West could make big profits by breaking up Russia – former top diplomat

30 Nov, 2021 11:09 / Updated 3 years ago

By Layla Guest

The world’s largest nation should be partitioned by Western powers and divided up into around a dozen separate states, Ukraine’s former foreign minister has said, insisting the move would be beneficial for all concerned.

Speaking in an interview with Ukraine’s Channel Five on Monday, ex-Foreign Minister Vladimir Ogryzko argued that the West should “go all the way” on the issue and allocate hundreds of billions of dollars for new countries to be carved out of territory currently governed from Moscow.

“Imagine that a collection of independent 10-15 non-nuclear nations is created in place of the current Russian Federation… Who will benefit from this? Everybody wins,” Ogryzko claimed.

According to him, the US and EU would be able to profit highly from this state-making venture, and would make the money back that they spent rehashing Russia’s borders.
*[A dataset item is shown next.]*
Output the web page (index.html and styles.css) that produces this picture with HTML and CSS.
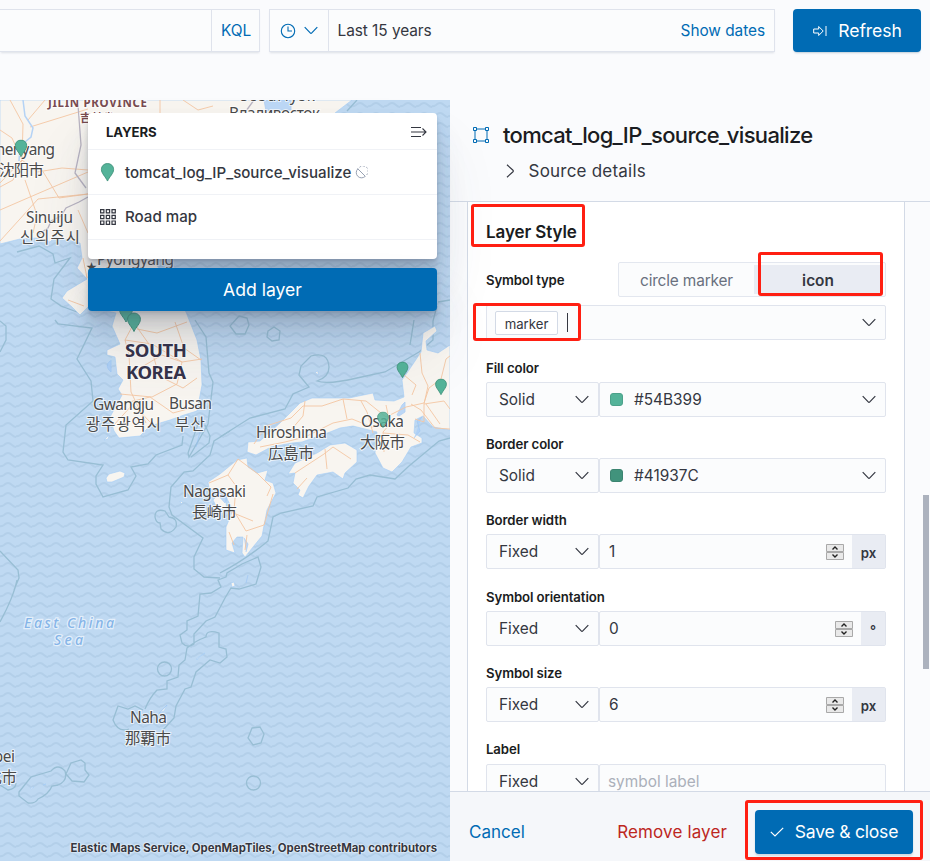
FILE: index.html
```html
<!DOCTYPE html>
<html lang="en">
<head>
<meta charset="utf-8">
<title>Maps</title>
<link rel="stylesheet" href="styles.css">
</head>
<body>
<svg width="0" height="0" class="defs">
  <symbol id="chev" viewBox="0 0 14 9"><path d="M.7 1.2 6.2 6.9q.8.8 1.6 0L13.3 1.2" fill="none" stroke="currentColor" stroke-width="1.2"/></symbol>
  <symbol id="pin" viewBox="0 0 14 20"><path d="M7 .6C3.300.6.6 3.300.6 6.800.6 11 5 14.500 7 19 9 14.500 13.400 11 13.400 6.800 13.400 3.300 10.700.6 7 .6Z" fill="#54b399" stroke="#41937c"/></symbol>
  <symbol id="spin" viewBox="0 0 18 16"><path d="M.5.5h17v7H.5zM.5 8.500h17v7H.5z" fill="#e9e9e9" stroke="#a9a9a9"/><path d="M6.500 5.500 9 3 11.500 5.500M6.500 10.500 9 13l2.500-2.500" fill="none" stroke="#222" stroke-width="1.400"/></symbol>
</svg>
<header class="topbar">
  <div class="query"><span class="kql">KQL</span></div>
  <div class="dates">
    <div class="quick">
      <svg class="clock" width="16" height="16" viewBox="0 0 16 16" fill="none" stroke="currentColor" stroke-width="1.100"><circle cx="8" cy="8" r="6.700"/><path d="M8 3.500V8h4"/></svg>
      <svg width="14" height="9"><use href="#chev"/></svg>
    </div>
    <span class="range">Last 15 years</span><a class="show">Show dates</a>
  </div>
  <button class="btn refresh"><svg width="14" height="12" viewBox="0 0 14 12" fill="none" stroke="currentColor"><path d="M.7 4h5V1.500L10.200 6l-4.500 4.500V8h-5zM13 1v10"/></svg><span>Refresh</span></button>
</header>
<main class="main">
  <section class="map">
    <svg class="canvas" width="450" height="761" viewBox="0 100 450 761">
      <defs><pattern id="wave" width="16" height="10" patternUnits="userSpaceOnUse"><path d="M-4 4q4 4 8 1 4-4 8 0 4 4 8 0" fill="none" stroke="#b3cfe9" stroke-width="1.800"/></pattern></defs>
      <rect y="100" width="450" height="761" fill="#bfd9f2"/>
      <rect y="100" width="450" height="761" fill="url(#wave)"/>
      <g class="bounds">
        <path d="M0 321l6 5v14l-6 12M0 551l18 19 1 8-5 12M17 580q-3 16-17 42M55 320l3 4 34 4-15 31 14 22 2 20-27 24-3 27 5 8 35 5-7 11v8l7 13 25-7 8-14-5-9 17-3 8-9 26-10 1-9"/>
        <path d="M195 320l11 17 3 36 4 9-5 42-19 33-1-4 11-32M205 425l5 11-1 7-18 14M0 254m17-2 22-6 14 8 2 9 15-5-16 21-3 20 10 7 16 6"/>
        <path d="M220 437l30-19 35-9 8-15 16-7-10-12 2-9 10-10q17-5 18 11 0 10-12 14 10 4 40-3l28-6 34-20 14-12v-19l4-15"/>
        <path d="M230 431l-16 10-4 14-17 16-9 1-13 15-2 20 3 8 31 23-9 19v12l10 8 16 1M220 573q25-13 48-32l5-24 8-4 32-7 4-9 31-9 8-9 14-4 25 4 14-13 30-25 11-3"/>
        <path d="M226 577l-8 3 3 7-10 6-11 1-2 22-11 5v9l-7 5 2 8q6 6 12 1v-10l12-13 9-4 10-19 6-10 8 1 17-5 5-17-3-10-16 7-15 9zM145 709q5-12 12-19l10-1v-8l11-4 1-12 6-5 2-12q8-7 19-11 0-8 13-4l0 14 7 2 1 8-7 6-10-3-14 12-5 15-6 2-9 17-2 12-11 12M143 710l-8-4-7 3-10-3-5 14q5 13 16 9"/>
        <circle cx="164.500" cy="669" r="7"/><circle cx="253.500" cy="783" r="7"/><path d="m252 728 8-1 4 7-3 9-8 2-5-7zM155 517q0-9 10-6l4 6q9 1 7 10-7 10-15 2l-1-6q-4 0-5-6M19 792l12-15 20-6q7-8 14 0 3 10-7 14l-6 1q-3 8-14 13-3 5-10 4l-9-7zM66 774l5-11 10-3 4 3v7l4 5-5 7-12-1z"/>
        <path d="m239 316 8 2 2 7-4 9-9 0-6-8zM268 331l6-4 6 4-1 9-7 1-5-4z"/><path d="M0 785l8 5q8-1 8-7M357 100 347 111M410 345l4-25M450 300l-12 2"/>
      </g>
      <g class="land">
        <path d="M0 100H352L335 113 300 155 155 240V262L186 312 197 340 201 360 202 385 197 411 184 415 170 420 150 426 140 436 119 438 114 431 110 417 122 395 118 389 123 380 117 374 115 357 107 355 107 350 120 344 112 326 116 313 88 307 80 315 72 307 62 298 67 291 87 279 77 268 82 258 80 243 55 237 50 242 37 238 20 239 0 244Z"/>
        <path d="M106 478 109 474 120 471 125 473 124 477 112 482 107 482ZM104 440l5-5-1 4z"/>
        <path d="M248 442 247 452 256 455 271 447 292 443 302 442 330 432 340 428 353 426 365 429 377 432 375 453 383 468 392 472 402 462 411 447 422 443V438L414 433 415 420 423 416 433 427 450 430V345L438 353 427 350 426 341 437 331 435 326 423 333 421 352 407 373 402 380 404 397 394 401 375 400 373 393 349 398 312 398 300 403 280 423 260 441Z"/>
        <path d="M288 474 295 463 317 453 330 445 345 443 357 450 357 462 345 473 343 479 333 472 317 475 309 486 303 498 298 495 300 490 293 483 295 473Z"/>
        <path d="M208 482 220 474 237 460 247 458 248 467 257 473 268 470 265 480 273 483 276 493 267 510 262 536 253 547 245 557 242 553 243 537 237 537 232 543 235 553 226 550 226 527 233 510 225 495 227 510 217 508 213 500 220 492 209 488Z"/>
        <path d="m315 372 3-1 0 4zM231 583l3-1 1 4-3 1zM197 658l8-5-7 5-1 2zM159 713l8-8-3 6zM30 788l4-1-2 2zM43 785l3-1zM180 501l3 1-2 2z"/>
      </g>
      <g class="shallow"><path d="M110 361q-6 5 1 11v-12M196 447l4-15M217 494l6-5 4 9-2 5zM244 538l4 6-2 8M414 438l6-7-3-10 5-4M397 415l5-10 3-3v10l-6 4zM156 717l11-12M246 583l2-8M264 100l27 0 0 10-25 1z"/></g>
      <g class="roads">
        <path d="M0 130l12 8 10 22 15 12 25-4 26 2M22 160 0 183M22 160l-9 20-13 7M25 180l12 35-4 18M42 170l17 28 29-4M10 100l13 24-1 36M30 127l58-18M0 210l30-13 58-25M45 100l-17 20M0 241l38-42 50-5M78 210l10 23M160 100v13M183 100l15 10 15-4M83 258l4 20M68 300l16 6"/>
        <path d="M134 323l-9 17 4 15 2 37 15 31M134 323l17 24 8 29 24 12 14-10M125 340l27 4 30 18 20-3M130 374l32-19 20 7-5 22-25 13-32-3M175 322l9 26 17 12M125 403l25-6 23 16 22-6M113 426l20-22 17 18M187 322l-30 11-20-4"/>
        <path d="M254 444l12-18 25-8 12-12 19 0 21-7 23 2 20 16 20-10 18-4 5-15 12-9 5-20 13-10M260 447l25-5 20-5 28-14 19-4 20 8 15-2M305 401l-2 15-12 14M343 399l4 20M361 401l6 11 6 21M386 405l4 19-7 8 1 20M404 375l12 10-4 10M420 353l2 20 6 13-4 18 20-3 6 8M383 433l25 2 12 7M424 404v18l-9-3M426 404l14 20M411 404l10 6 14 18 15 1"/>
        <path d="M295 473l29-19 9-7 18 12M325 449l2 20M297 489l10-11M209 483l19-8 10-16 20 15 13 13-4 9M228 475l8 11-2 25 12 20 18-6 9-31M231 512l22 9M229 532l5 13M247 535l-2 15"/>
      </g>
      <path class="border" d="M88 197l-9 5-13 6-5 8-10 5-3 7-9 6M78 105l3 40-6 28 11 15M254 100l-8 11"/>
      <path class="river" d="M23 100l2 16 8 12-2 9-11 9-1 15"/>
      <g class="labels">
        <text x="48" y="106.500" class="prov" textLength="99">JILIN PROVINCE</text><text x="80" y="122" class="prov">吉林省</text>
        <text x="238" y="101" textLength="77">Ussuriysk</text><text x="229" y="119" textLength="91">Владивосток</text>
        <text x="-12" y="154.500" textLength="67">Shenyang</text><text x="-1" y="175.500" textLength="45">沈阳市</text>
        <text x="26" y="222.500" textLength="47">Sinuiju</text><text x="20" y="243" textLength="60">신의주시</text>
        <text x="97" y="264.500" textLength="77">Pyongyang</text><text x="86" y="271" class="star">★</text>
        <g class="country"><text x="125" y="356.500" textLength="62">SOUTH</text><text x="126" y="378.500" textLength="60">KOREA</text></g>
        <text x="93" y="409.500" textLength="61">Gwangju</text><text x="86" y="430" textLength="75">광주광역시</text>
        <text x="169" y="409" textLength="43">Busan</text><text x="175" y="430" textLength="30">부산</text>
        <text x="256" y="437.500" textLength="71">Hiroshima</text><text x="268" y="459" textLength="46">広島市</text>
        <text x="361" y="426.500" textLength="43">Osaka</text><text x="360" y="448" textLength="45">大阪市</text>
        <text x="183" y="496.500" textLength="63">Nagasaki</text><text x="192" y="518" textLength="45">長崎市</text>
        <text x="130" y="722.500" textLength="37">Naha</text><text x="125" y="743.500" textLength="46">那覇市</text>
        <text x="-25" y="761.500" textLength="40">Taipei</text><text x="-29" y="782.500" textLength="46">台北市</text>
        <g class="sea"><text x="24" y="628" textLength="90">East China</text><text x="54" y="645" textLength="29">Sea</text></g>
      </g>
      <g class="pins"><use href="#pin" x="14.500" y="139.500" width="13" height="18"/><use href="#pin" x="119" y="303" width="14" height="20"/><use href="#pin" x="127" y="312" width="14" height="21"/><use href="#pin" x="396" y="361.500" width="13" height="17"/><use href="#pin" x="434.500" y="378.500" width="13" height="17"/><use href="#pin" x="376.500" y="411.500" width="13" height="17" opacity=".85"/></g>
    </svg>
    <div class="attribution">Elastic Maps Service, OpenMapTiles, OpenStreetMap contributors</div>
    <div class="control">
      <div class="layers">
        <div class="lhead"><b>LAYERS</b><svg width="16" height="12" viewBox="0 0 16 12" fill="none" stroke="#343741" stroke-width="1.100"><path d="M0 1.500h10M0 6h15M0 10.500h10M11.500 2.500 15 6l-3.500 3.500"/></svg></div>
        <div class="lrow"><svg width="15" height="19"><use href="#pin"/></svg><span class="src">tomcat_log_IP_source_visualize</span><svg class="off" width="13" height="13" viewBox="0 0 13 13" fill="none" stroke="#98a2b3"><path d="M2.500 2.500 10.500 10.500M3 2.700A5 5 0 0 0 10 10.500"/><path d="M4.500 1.300A5.200 5.200 0 0 1 11.500 9" stroke-dasharray="2 1.500"/></svg></div>
        <div class="lrow"><svg class="grid" width="16" height="16" viewBox="0 0 16 16" fill="none" stroke="#343741" stroke-width="1.200"><path d="M.6.6h3.300v3.300H.6zM6.300.6h3.300v3.300H6.300zM12 .6h3.300v3.300H12zM.6 6.300h3.300v3.300H.6zM6.300 6.300h3.300v3.300H6.300zM12 6.300h3.300v3.300H12zM.6 12h3.300v3.300H.6zM6.300 12h3.300v3.300H6.300zM12 12h3.300v3.300H12z"/></svg><span class="road">Road map</span></div>
      </div>
      <button class="btn add"><span>Add layer</span></button>
    </div>
  </section>
  <aside class="flyout">
    <div class="fhead">
      <div class="title"><svg width="16" height="16" viewBox="0 0 16 16" fill="none" stroke="#006bb4"><path d="M.5.500h3v3h-3zM12.500.5h3v3h-3zM.5 12.500h3v3h-3zM12.500 12.500h3v3h-3zM3.500 2h9M3.500 14h9M2 3.500v9M14 3.500v9"/></svg><h2><span>tomcat_log_IP_source_visualize</span></h2></div>
      <div class="details"><svg width="9" height="14" viewBox="0 0 9 14"><path d="M1 .8 7 6.300q.7.700 0 1.400L1 13.200" fill="none" stroke="#343741" stroke-width="1.200"/></svg><span>Source details</span></div>
    </div>
    <div class="fbody">
      <div class="card">
        <h3><span>Layer Style</span></h3>
        <div class="symtype"><label>Symbol type</label><div class="seg"><span class="circle">circle marker</span><b>icon</b></div></div>
        <div class="combo"><span class="pill">marker</span><i class="caret"></i><svg class="chev" width="14" height="9"><use href="#chev"/></svg></div>
        <div class="row"><label>Fill color</label><div class="ctl"><div class="sel">Solid<svg width="14" height="9"><use href="#chev"/></svg></div><div class="val"><i class="sw fill"></i>#54B399<svg class="chev" width="14" height="9"><use href="#chev"/></svg></div></div></div>
        <div class="row"><label>Border color</label><div class="ctl"><div class="sel">Solid<svg width="14" height="9"><use href="#chev"/></svg></div><div class="val"><i class="sw line"></i>#41937C<svg class="chev" width="14" height="9"><use href="#chev"/></svg></div></div></div>
        <div class="row tall"><label>Border width</label><div class="ctl"><div class="sel">Fixed<svg width="14" height="9"><use href="#chev"/></svg></div><div class="val num">1<svg class="spin" width="18" height="16"><use href="#spin"/></svg><b class="unit">px</b></div></div></div>
        <div class="row"><label>Symbol orientation</label><div class="ctl"><div class="sel">Fixed<svg width="14" height="9"><use href="#chev"/></svg></div><div class="val num">0<svg class="spin" width="18" height="16"><use href="#spin"/></svg><b class="unit deg">°</b></div></div></div>
        <div class="row"><label>Symbol size</label><div class="ctl"><div class="sel">Fixed<svg width="14" height="9"><use href="#chev"/></svg></div><div class="val num">6<svg class="spin" width="18" height="16"><use href="#spin"/></svg><b class="unit">px</b></div></div></div>
        <div class="row last"><label>Label</label><div class="ctl"><div class="sel">Fixed<svg width="14" height="9"><use href="#chev"/></svg></div><div class="val num ph">symbol label</div></div></div>
      </div>
    </div>
    <div class="ffoot"><a class="cancel">Cancel</a><a class="remove">Remove layer</a><button class="btn save"><svg width="14" height="10" viewBox="0 0 14 10"><path d="M.8 4.800 5 9 13.200.8" fill="none" stroke="currentColor" stroke-width="1.200"/></svg><span>Save &amp; close</span></button></div>
    <i class="thumb"></i>
  </aside>
</main>
<i class="mark m1"></i><i class="mark m2"></i><i class="mark m3"></i><i class="mark m4"></i>
</body>
</html>
```
FILE: styles.css
```css
* { box-sizing: border-box; }
body { margin: 0; width: 930px; height: 861px; overflow: hidden; position: relative; background: #fafbfd; color: #343741; font: 15.4px/20px Inter, "Noto Sans", sans-serif; }
svg { flex: none; display: block; }
.defs { position: absolute; }
.topbar { height: 100px; padding-top: 9px; display: flex; align-items: flex-start; }
.query, .dates { height: 43px; border: 1px solid #dfe3ec; background: #fbfcfd; box-shadow: 0 2px 2px -1px rgba(152,162,179,.3); display: flex; align-items: center; }
.query { width: 260px; border-left: 0; justify-content: flex-end; }
.kql { width: 48px; height: 41px; line-height: 42px; padding-left: 9px; border-left: 1px solid #dfe3ec; color: #006bb4; }
.dates { width: 506px; margin-left: 9px; }
.quick { width: 59px; height: 41px; border-right: 1px solid #dfe3ec; display: flex; align-items: center; gap: 8px; padding-left: 10px; color: #006bb4; }
.range { margin-left: 8.5px; letter-spacing: -.05px; }
.show { margin-left: auto; padding-right: 9px; color: #006bb4; letter-spacing: -.05px; }
.btn { border: 0; border-radius: 4px; background: #006bb4; color: #fff; font: 17.6px/24px Inter, sans-serif; display: flex; align-items: center; justify-content: center; height: 43px; padding: 0; }
.refresh { width: 128px; margin-left: 18px; gap: 11px; letter-spacing: -.1px; padding-left: 1px; box-shadow: 0 2px 2px -1px rgba(54,97,126,.3); }
.main { display: flex; height: 761px; }
.map { width: 450px; position: relative; z-index: 1; }
.bounds { fill: none; stroke: #98bed4; stroke-width: 1.3; }
.land { fill: #f8f5f0; stroke: #a4ccf7; stroke-width: .6; }
.shallow { fill: #a9cef8; stroke: #98c3f5; stroke-width: .8; opacity: .75; }
.roads { fill: none; stroke: #f4c6a3; stroke-width: .9; }
.border { fill: none; stroke: #b9b4c2; stroke-width: 1.3; }
.river { fill: none; stroke: #b5d3f5; stroke-width: 1.5; }
.labels { font: 15.4px "Noto Sans", "Noto Sans CJK JP", "Noto Sans CJK KR", sans-serif; fill: #4a4a4a; stroke: rgba(255,255,255,.7); stroke-width: 2px; paint-order: stroke; }
.prov { font-size: 11.5px; font-weight: 700; fill: #794b50; }
.star { font-size: 11px; }
.country { font-size: 18.5px; font-weight: 700; fill: #35324a; }
.sea { font-style: italic; font-size: 14px; font-weight: 500; fill: #86b5e8; stroke: rgba(235,244,253,.85); stroke-width: 2.4px; }
.attribution { position: absolute; right: 13px; bottom: 3px; font-size: 11.35px; font-weight: 700; white-space: nowrap; text-shadow: 0 0 2px #fff, 0 0 2px #fff; }
.control { position: absolute; left: 88px; top: 13px; width: 349px; }
.layers, .add { box-shadow: 0 40px 64px rgba(65,78,101,.1), 0 24px 32px rgba(65,78,101,.1), 0 16px 16px rgba(65,78,101,.1), 0 8px 8px rgba(65,78,101,.1), 0 4px 4px rgba(65,78,101,.1), 0 2px 2px rgba(65,78,101,.1); }
.layers { height: 146px; background: #fff; border-radius: 4px; }
.lhead { height: 37px; padding: 1px 10px 0 18px; display: flex; align-items: center; justify-content: space-between; font-size: 13.2px; color: #1a1c21; border-bottom: 1px solid #f0f2f6; }
.lhead b { font-weight: 700; letter-spacing: -.1px; }
.lrow { height: 45px; border-bottom: 1px solid #f0f2f6; display: flex; align-items: center; padding-left: 12px; font-weight: 500; font-size: 15.1px; }
.src { margin-left: 10px; padding-top: 1px; }
.road { margin-left: 9px; }
.off { margin: 1px 0 0 4px; }
.add { width: 349px; margin-top: 9px; }
.flyout { width: 480px; position: relative; }
.fhead { height: 102px; border-bottom: 1px solid #d3dae6; padding: 18px 0 0 22px; }
.title { display: flex; align-items: center; height: 34px; padding-left: 1px; }
h2 { margin: 0 0 0 14px; font-size: 22px; line-height: 34px; font-weight: 500; color: #1a1c21; letter-spacing: -.68px; }
.details { display: flex; align-items: center; height: 24px; margin: 7px 0 0 34px; font-size: 17px; gap: 13.5px; letter-spacing: .22px; }
.fbody { height: 589px; overflow: hidden; }
.card { margin-left: 17px; width: 438px; height: 620px; background: #fff; border: 1px solid #d3dae6; border-top: 0; padding: 18px 18px 0; }
h3 { margin: 0; font-size: 17px; line-height: 24px; font-weight: 600; color: #1a1c21; letter-spacing: -.1px; }
label { font-size: 13.2px; font-weight: 600; color: #1a1c21; letter-spacing: -.1px; }
.symtype { margin-top: 18px; height: 35px; display: flex; align-items: center; justify-content: space-between; }
.symtype label { letter-spacing: -.15px; }
.seg { width: 268px; height: 35px; border: 1px solid #e3e7ef; border-radius: 2px; background: #fbfcfd; display: flex; padding: 2px 4px 2px 0; line-height: 31px; }
.circle { width: 135px; text-align: center; color: #69707d; letter-spacing: -.15px; }
.seg b { flex: 1; background: #e9ecf3; text-align: center; font-weight: 600; padding-left: 1px; }
.combo { margin: 8px 0 18px; height: 35px; border: 1px solid #e0e4ed; background: #fbfcfd; border-radius: 2px; display: flex; align-items: center; padding-left: 8px; }
.pill { width: 63px; height: 24px; border: 1px solid #d3dae6; border-radius: 2px; background: #fff; text-align: center; font-size: 13.2px; line-height: 25px; margin-top: 1px; }
.caret { width: 1px; height: 19px; background: #343741; margin-left: 9px; }
.chev { margin: 0 9px 0 auto; }
.row { height: 76px; }
.row.tall { height: 77px; }
.row label { display: block; height: 20px; margin-bottom: 4px; }
.row.last label { margin-bottom: 5px; }
.ctl { display: flex; height: 35px; }
.sel, .val { border: 1px solid #e0e4ed; background: #fbfcfd; border-radius: 2px; display: flex; align-items: center; }
.sel { width: 113px; padding: 0 9px 0 12px; justify-content: space-between; }
.val { flex: 1; padding-left: 10px; }
.num { padding-left: 9px; }
.sw { width: 13px; height: 13px; border-radius: 3px; margin: -1px 11px 0 0; }
.sw.fill { background: #54b399; border: 1px solid #4ca18a; }
.sw.line { background: #41937c; border: 1px solid #3b8470; }
.spin { margin-left: auto; margin-right: 8px; }
.unit { width: 33px; height: 33px; background: #e9ecf3; text-align: center; font-size: 13.2px; font-weight: 600; line-height: 36px; }
.deg { width: 24px; }
.ph { color: #abb0ba; padding-left: 8px; }
.ffoot { height: 70px; background: #f5f7fa; border-top: 1px solid #d3dae6; display: flex; align-items: center; padding: 11px 17px 0 19px; font-size: 17px; }
.cancel { color: #006bb4; }
.remove { color: #bd271e; margin-left: auto; margin-right: 28px; letter-spacing: .13px; }
.save { width: 158px; height: 44px; gap: 11px; letter-spacing: -.25px; box-shadow: 0 2px 2px rgba(54,97,126,.2); }
.ffoot .cancel, .ffoot .remove { margin-top: -1px; }
.thumb { position: absolute; left: 473px; top: 395px; width: 6px; height: 174px; background: #acb2be; }
.mark { position: absolute; border: 3px solid #ff1f12; border-radius: 3px; z-index: 3; }
.m1 { left: 471px; top: 204px; width: 114px; height: 43px; }
.m2 { left: 758px; top: 252px; width: 125px; height: 44px; }
.m3 { left: 473px; top: 303px; width: 108px; height: 38px; }
.m4 { left: 745px; top: 800px; width: 178px; height: 60px; }
```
Ogryzko’s comments come following claims in the West that Moscow is planning an attack against Ukraine, amid a series of unsubstantiated rumors that Russian troops are building up on the border.

On Sunday, NATO Secretary General Jens Stoltenberg warned the Kremlin that if Russia uses force against Ukraine, “there will be consequences.” He remarked that the US-led military bloc has never been reluctant to impose penalties on Moscow, referring to the financial sanctions enforced in the wake of its reabsorption of Crimea.

Russia, however, insists that it has no plans for a full-scale conflict with Ukraine, with officials mocking reports showing military hardware hundreds of kilometers from the border as US-backed scaremongering.

Last month, the deputy of Ukraine’s Verkhovna Rada, Aleksey Goncharenko, accused Moscow of stealing Kuban, a geographic region in southern Russia on the Black Sea, from its neighbor. He warned that “when Ukraine has honest leadership, then you will have to give everything back and return it all.”

Senior officials in Moscow have hit back at the increasingly fierce rhetoric coming from Kiev over its territorial claims. The deputy chairman of the State Duma’s Defense Committee, Aleksandr Sherin, said on Monday that Ukrainian politicians are trying to distract people from their own domestic problems by inflaming tensions with Russia.